First Monday of Advent: Daydream
I tend to recoil at the kitschy side of Christmas. The annual and predictable parade of cheese-tastic songs that every radio station churns out. The cheap plastic decorations and knick-knacks that litter store aisles. The inflatable yard monstrosities that have become popular in recent years.
I just can't stomach most of it. So many people try so hard to create something magical this time of year, but most of what we have to work with is offensive to the senses and to good taste.
So I was somewhat taken aback when I started dwelling on the following scene: a dimly-lit pub. Tinsel and lights half-heartedly strung along the back of the bar. A tree in the corner that perhaps could use a little straightening. And the company an interesting mix of the lonely and upbeat. It's a few days after Christmas so there's a slight lilt to the proceedings. A low-tier college football bowl game plays on TV while some of the aforementioned cheese-tastic songs play over the sound system.
This was somehow an inviting scene for me. I wanted to be there, to soak in the atmosphere, the decorations, the music, the underwhelming football game. I sat with this for weeks, turning the image over again and again, wanting yet not wanting it, and wondering why this was stuck in my head at all.
It was just as I was beginning one of my early morning workouts that I realized why I wished for this scene so badly: it's because I had actually been there.
It was just after New Year's in 2007. Coffeewife and I, along with my brother and his wife-to-be, made a trip to New Jersey to see my grandparents.
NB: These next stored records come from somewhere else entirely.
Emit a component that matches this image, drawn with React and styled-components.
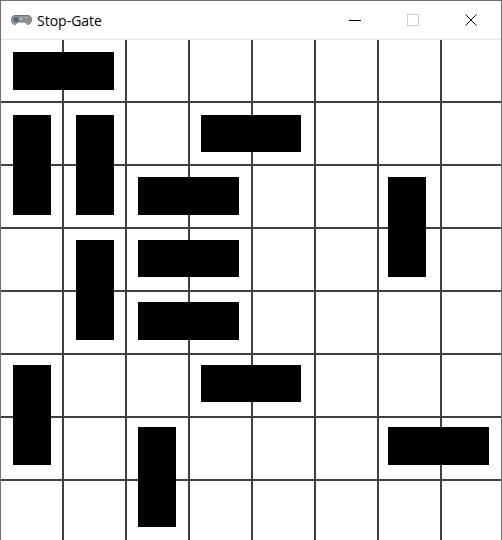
import React from "react";
import styled, { createGlobalStyle } from "styled-components";

const Global = createGlobalStyle`
  html, body { margin: 0; padding: 0; background: #fff; }
`;

const Window = styled.div`
  box-sizing: border-box;
  width: 502px;
  height: 540px;
  display: flex;
  flex-direction: column;
  background: #fff;
  border: 1px solid #707070;
  font-family: "Segoe UI", "Open Sans", "Noto Sans", sans-serif;
`;

const TitleBar = styled.header`
  height: 38px;
  flex: none;
  display: flex;
  align-items: center;
  padding-left: 10px;
`;

const Title = styled.span`
  margin-left: 5px;
  font-size: 14px;
  color: #000;
  flex: 1;
`;

const Controls = styled.div`
  display: flex;
  height: 100%;
  margin-right: 1px;
`;

const Control = styled.div`
  width: 58px;
  display: flex;
  align-items: center;
  justify-content: center;
`;

const Board = styled.main`
  flex: none;
  width: 500px;
  height: 500px;
  display: grid;
  grid-template-columns: repeat(8, 62.5px);
  grid-template-rows: repeat(8, 62.5px);
  background-color: #fff;
  background-image:
    repeating-linear-gradient(to right, transparent 0, transparent 61.5px, #404040 61.5px, #404040 63px, transparent 63px, transparent 62.5px),
    repeating-linear-gradient(to bottom, transparent 0, transparent 61.5px, #404040 61.5px, #404040 63px, transparent 63px, transparent 62.5px);
  border-top: 1px solid #e5e5e5;
  box-sizing: content-box;
`;

const Piece = styled.div`
  grid-column: ${(p) => p.$col + 1} / span ${(p) => (p.$vertical ? 1 : 2)};
  grid-row: ${(p) => p.$row + 1} / span ${(p) => (p.$vertical ? 2 : 1)};
  margin: 12px 12.5px 13px 12px;
  background: #000;
`;

const GameIcon = () => (
  <svg width="21" height="12" viewBox="0 0 21 12" aria-hidden="true">
    <path d="M4 1.5h13c2 0 3.5 1.6 3.5 4s-1.5 5-3.2 5c-1.4 0-2.2-1.6-3.3-2.5H7c-1.1.9-1.9 2.5-3.3 2.5C2 10.5.5 8 .5 5.500s1.500-4 3.500-4z" fill="#8d95a3" stroke="#6c7480" strokeWidth="1" />
    <circle cx="5" cy="5.500" r="2.600" fill="#5d6675" />
    <rect x="9" y="4" width="2" height="1.500" fill="#d7d2b0" />
    <circle cx="15.500" cy="3.800" r="1" fill="#d9b23c" />
    <circle cx="17.500" cy="5.500" r="1" fill="#d9503c" />
    <circle cx="15.500" cy="7.200" r="1" fill="#5cab4e" />
    <circle cx="13.500" cy="5.500" r="1" fill="#5c86c9" />
  </svg>
);

const pieces = [
  [0, 0, false], [0, 1, true], [1, 1, true], [3, 1, false],
  [2, 2, false], [6, 2, true], [1, 3, true], [2, 3, false],
  [2, 4, false], [0, 5, true], [3, 5, false], [2, 6, true], [6, 6, false],
];

export default function App() {
  return (
    <Window>
      <Global />
      <TitleBar>
        <GameIcon />
        <Title>Stop-Gate</Title>
        <Controls>
          <Control>
            <svg width="12" height="12" viewBox="0 0 12 12"><path d="M0 6.500h12" stroke="#000" /></svg>
          </Control>
          <Control>
            <svg width="12" height="12" viewBox="0 0 12 12"><rect x=".5" y=".5" width="11" height="11" fill="none" stroke="#ccc" /></svg>
          </Control>
          <Control>
            <svg width="12" height="12" viewBox="0 0 12 12"><path d="M.5.500l11 11M11.500.500l-11 11" stroke="#000" /></svg>
          </Control>
        </Controls>
      </TitleBar>
      <Board>
        {pieces.map(([col, row, vertical]) => (
          <Piece key={`${col}-${row}`} $col={col} $row={row} $vertical={vertical} />
        ))}
      </Board>
    </Window>
  );
}
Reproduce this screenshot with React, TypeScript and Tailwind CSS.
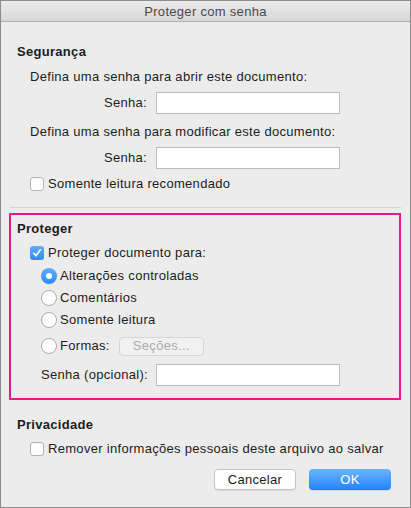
import React from 'react';

const Checkbox: React.FC<{ checked?: boolean }> = ({ checked }) =>
  checked ? (
    <span className="flex h-[14px] w-[14px] shrink-0 items-center justify-center rounded-[3px] bg-gradient-to-b from-[#5fadfb] to-[#2a8cfb]">
      <svg width="10" height="10" viewBox="0 0 10 10">
        <path d="M1.8 5.4 L4 7.8 L8.4 1.8" fill="none" stroke="white" strokeWidth="1.6" strokeLinecap="round" strokeLinejoin="round" />
      </svg>
    </span>
  ) : (
    <span className="h-[14px] w-[14px] shrink-0 rounded-[3px] border border-[#b4b4b4] bg-white shadow-[inset_0_1px_0_rgba(0,0,0,0.04)]" />
  );

const Radio: React.FC<{ checked?: boolean }> = ({ checked }) =>
  checked ? (
    <span className="flex h-[16px] w-[16px] shrink-0 items-center justify-center rounded-full bg-gradient-to-b from-[#5fadfb] to-[#2a8cfb]">
      <span className="h-[6px] w-[6px] rounded-full bg-white" />
    </span>
  ) : (
    <span className="h-[16px] w-[16px] shrink-0 rounded-full border border-[#acacac] bg-white" />
  );

const Field: React.FC<{ label: string; className?: string }> = ({ label, className }) => (
  <div className={`flex h-[22px] items-center ${className ?? ''}`}>
    <span className="w-[146px] shrink-0 whitespace-nowrap text-right">{label}</span>
    <span className="ml-[9px] h-[22px] w-[184px] shrink-0 border border-[#bdbdbd] bg-white" />
  </div>
);

export default function App() {
  return (
    <div className="flex h-[508px] w-[411px] flex-col border border-[#8c8c8c] bg-[#ececec] font-['Liberation_Sans',Arial,sans-serif] text-[13px] leading-[16px] tracking-[0.3px] text-[#1c1c1c]">
      {/* title bar */}
      <div className="h-[21px] shrink-0 border-b border-[#b2b2b2] bg-gradient-to-b from-[#ececec] to-[#d6d6d6] text-center leading-[21px] text-[#4a4a4a]">
        Proteger com senha
      </div>

      {/* Segurança */}
      <div className="mt-[22px] h-[16px] pl-[16px] font-bold">Segurança</div>
      <div className="mt-[9px] h-[16px] pl-[29px]">Defina uma senha para abrir este documento:</div>
      <Field label="Senha:" className="mt-[7px]" />
      <div className="mt-[10px] h-[16px] pl-[29px]">Defina uma senha para modificar este documento:</div>
      <Field label="Senha:" className="mt-[7px]" />
      <div className="mt-[7px] flex h-[16px] items-center gap-[4px] pl-[29px]">
        <Checkbox />
        <span>Somente leitura recomendado</span>
      </div>
      <div className="mx-[9px] mt-[15px] h-px bg-[#d4d4d4]" />

      {/* Proteger */}
      <div className="ml-[8px] mt-[5px] w-[392px] border-2 border-[#ea168c] pb-[12px]">
        <div className="mt-[6px] h-[16px] pl-[6px] font-bold">Proteger</div>
        <div className="mt-[8px] flex h-[16px] items-center gap-[4px] pl-[19px]">
          <Checkbox checked />
          <span>Proteger documento para:</span>
        </div>
        <div className="mt-[7px] flex h-[16px] items-center gap-[3px] pl-[30px]">
          <Radio checked />
          <span>Alterações controladas</span>
        </div>
        <div className="mt-[6px] flex h-[16px] items-center gap-[3px] pl-[30px]">
          <Radio />
          <span>Comentários</span>
        </div>
        <div className="mt-[6px] flex h-[16px] items-center gap-[3px] pl-[30px]">
          <Radio />
          <span>Somente leitura</span>
        </div>
        <div className="mt-[8px] flex h-[20px] items-center gap-[3px] pl-[30px]">
          <Radio />
          <span>Formas:</span>
          <span className="ml-[6px] flex h-[19px] w-[85px] items-center justify-center rounded-[4px] border border-[#d6d6d6] bg-[#f1f1f1] text-[#ababab]">
            Seções...
          </span>
        </div>
        <div className="mt-[8px] flex h-[22px] items-center">
          <span className="w-[136px] shrink-0 whitespace-nowrap pl-[30px]">Senha (opcional):</span>
          <span className="ml-[9px] h-[22px] w-[184px] shrink-0 border border-[#bdbdbd] bg-white" />
        </div>
      </div>

      {/* Privacidade */}
      <div className="mt-[17px] h-[16px] pl-[16px] font-bold">Privacidade</div>
      <div className="mt-[8px] flex h-[16px] items-center gap-[4px] pl-[29px]">
        <Checkbox />
        <span className="whitespace-nowrap">Remover informações pessoais deste arquivo ao salvar</span>
      </div>
      <div className="mt-[12px] flex justify-end gap-[13px] pr-[19px]">
        <button className="h-[21px] w-[82px] rounded-[4px] border border-[#c4c4c4] bg-white tracking-[0.3px] text-[#1c1c1c] shadow-[0_1px_0_rgba(0,0,0,0.08)]">
          Cancelar
        </button>
        <button className="h-[21px] w-[82px] rounded-[4px] bg-gradient-to-b from-[#6ab4fb] to-[#1f83fb] tracking-[0.3px] text-white shadow-[0_1px_0_rgba(0,0,0,0.1)]">
          OK
        </button>
      </div>
    </div>
  );
}
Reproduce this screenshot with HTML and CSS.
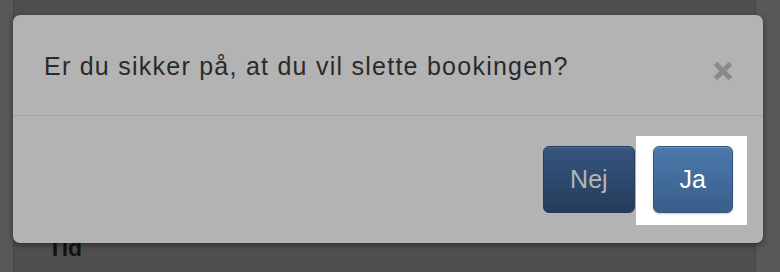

We watched the ill-fated Rose Bowl between Michigan and USC, spent a day in New York City, and enjoyed a visit with my father's sister and her family, part of which was spent in a pub still decorated for the season catching up with our cousins. An unspectacular bowl game was playing on the TVs.
I wanted this mental scene not out of some irrational, unprovoked longing. Instead, it was because I associate it with an actual holiday memory spent with loved ones. My grandma died that summer, so this was one of the last times I was able to spend time with her. I'd see my grandfather only a handful of times before his death two years later. As it turns out, that couple of days spent in New Jersey was more special to me than I'd ever realized before just a few months ago.
The first Sunday of Advent is always spent thinking about hope. I suppose that one of my hopes this year is for a moment that only exists in my memory but that I want to re-create. I can keep imagining, I suppose. But I can also make new memories with others I love. Then, in its own way, the hope of this little daydream could come true.